▸ Task goal
Where a line of the listing below includes the word "page", reproduce that line.
■ ■ ■ ■ ■ ■ ■
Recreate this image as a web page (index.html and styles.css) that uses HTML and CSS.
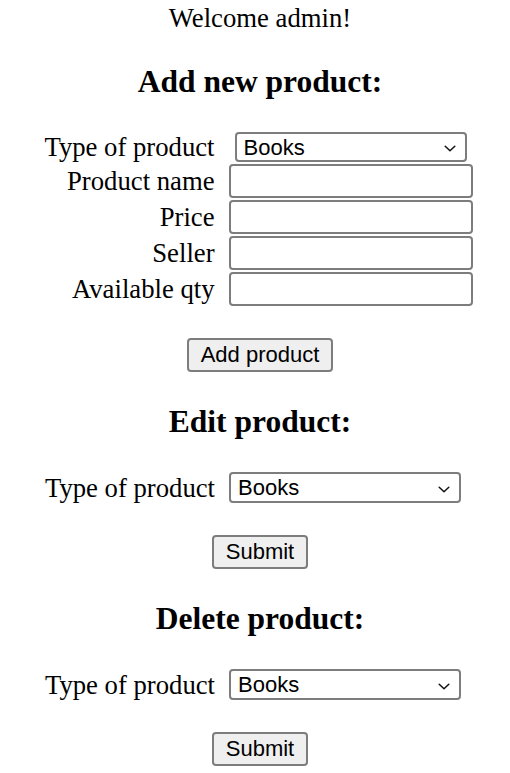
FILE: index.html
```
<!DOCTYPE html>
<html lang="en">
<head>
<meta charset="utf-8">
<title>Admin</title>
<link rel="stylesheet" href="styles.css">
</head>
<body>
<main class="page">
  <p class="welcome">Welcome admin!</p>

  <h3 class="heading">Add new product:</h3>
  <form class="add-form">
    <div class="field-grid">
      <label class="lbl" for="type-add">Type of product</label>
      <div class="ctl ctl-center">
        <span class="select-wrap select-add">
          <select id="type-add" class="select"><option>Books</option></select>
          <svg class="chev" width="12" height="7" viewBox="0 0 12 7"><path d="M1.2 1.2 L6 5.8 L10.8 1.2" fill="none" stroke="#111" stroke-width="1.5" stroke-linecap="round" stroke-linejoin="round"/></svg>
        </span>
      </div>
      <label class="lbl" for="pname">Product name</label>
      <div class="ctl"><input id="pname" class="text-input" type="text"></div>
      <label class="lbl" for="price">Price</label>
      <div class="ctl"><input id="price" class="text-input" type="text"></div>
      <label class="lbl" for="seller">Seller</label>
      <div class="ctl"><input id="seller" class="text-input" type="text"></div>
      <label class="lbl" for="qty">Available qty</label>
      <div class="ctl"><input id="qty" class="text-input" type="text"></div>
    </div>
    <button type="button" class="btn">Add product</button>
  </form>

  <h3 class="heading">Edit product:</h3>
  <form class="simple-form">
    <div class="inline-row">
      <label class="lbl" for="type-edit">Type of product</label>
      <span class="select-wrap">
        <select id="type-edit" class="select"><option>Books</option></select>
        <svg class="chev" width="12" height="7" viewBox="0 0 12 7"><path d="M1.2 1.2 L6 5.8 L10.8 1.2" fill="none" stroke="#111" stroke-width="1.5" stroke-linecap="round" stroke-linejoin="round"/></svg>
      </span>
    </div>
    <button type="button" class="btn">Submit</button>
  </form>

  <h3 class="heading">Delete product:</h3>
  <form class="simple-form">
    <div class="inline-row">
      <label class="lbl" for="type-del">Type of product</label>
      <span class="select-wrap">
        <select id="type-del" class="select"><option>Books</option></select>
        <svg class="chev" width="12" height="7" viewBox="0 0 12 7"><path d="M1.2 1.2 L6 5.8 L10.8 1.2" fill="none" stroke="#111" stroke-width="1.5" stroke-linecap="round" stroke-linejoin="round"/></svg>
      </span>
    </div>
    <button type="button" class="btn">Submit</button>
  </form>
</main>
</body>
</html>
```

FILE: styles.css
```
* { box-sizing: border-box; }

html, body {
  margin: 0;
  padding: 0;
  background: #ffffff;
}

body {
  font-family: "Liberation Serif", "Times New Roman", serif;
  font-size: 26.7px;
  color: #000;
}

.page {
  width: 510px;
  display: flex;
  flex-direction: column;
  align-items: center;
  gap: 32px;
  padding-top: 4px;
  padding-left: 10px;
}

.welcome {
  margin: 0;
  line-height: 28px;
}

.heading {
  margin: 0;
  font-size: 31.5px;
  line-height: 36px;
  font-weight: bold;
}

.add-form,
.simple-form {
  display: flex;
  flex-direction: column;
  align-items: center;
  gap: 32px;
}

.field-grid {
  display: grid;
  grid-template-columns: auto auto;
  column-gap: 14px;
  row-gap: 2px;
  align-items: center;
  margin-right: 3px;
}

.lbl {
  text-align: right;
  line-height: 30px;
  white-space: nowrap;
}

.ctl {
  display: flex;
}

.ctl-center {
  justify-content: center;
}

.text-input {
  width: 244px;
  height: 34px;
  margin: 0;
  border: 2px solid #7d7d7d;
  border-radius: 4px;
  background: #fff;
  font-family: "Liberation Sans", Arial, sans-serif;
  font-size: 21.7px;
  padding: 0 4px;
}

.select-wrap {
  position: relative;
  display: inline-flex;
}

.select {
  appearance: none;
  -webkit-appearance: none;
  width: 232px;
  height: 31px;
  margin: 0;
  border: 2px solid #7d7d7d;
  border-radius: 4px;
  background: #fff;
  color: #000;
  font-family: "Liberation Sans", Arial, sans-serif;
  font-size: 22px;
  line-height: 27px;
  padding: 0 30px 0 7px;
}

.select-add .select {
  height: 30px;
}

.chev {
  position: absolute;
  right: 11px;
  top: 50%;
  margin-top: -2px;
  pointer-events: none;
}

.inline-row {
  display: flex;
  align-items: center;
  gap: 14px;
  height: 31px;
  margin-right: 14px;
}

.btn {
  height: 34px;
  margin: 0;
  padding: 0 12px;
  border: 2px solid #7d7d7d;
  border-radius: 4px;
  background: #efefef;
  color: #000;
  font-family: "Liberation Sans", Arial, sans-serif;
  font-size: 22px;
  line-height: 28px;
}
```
■ ■ ■ ■ ■ ■ ■
▸ Task result
Recreate this image as a web page (index.html and styles.css) that uses HTML and CSS.
<main class="page">
.page {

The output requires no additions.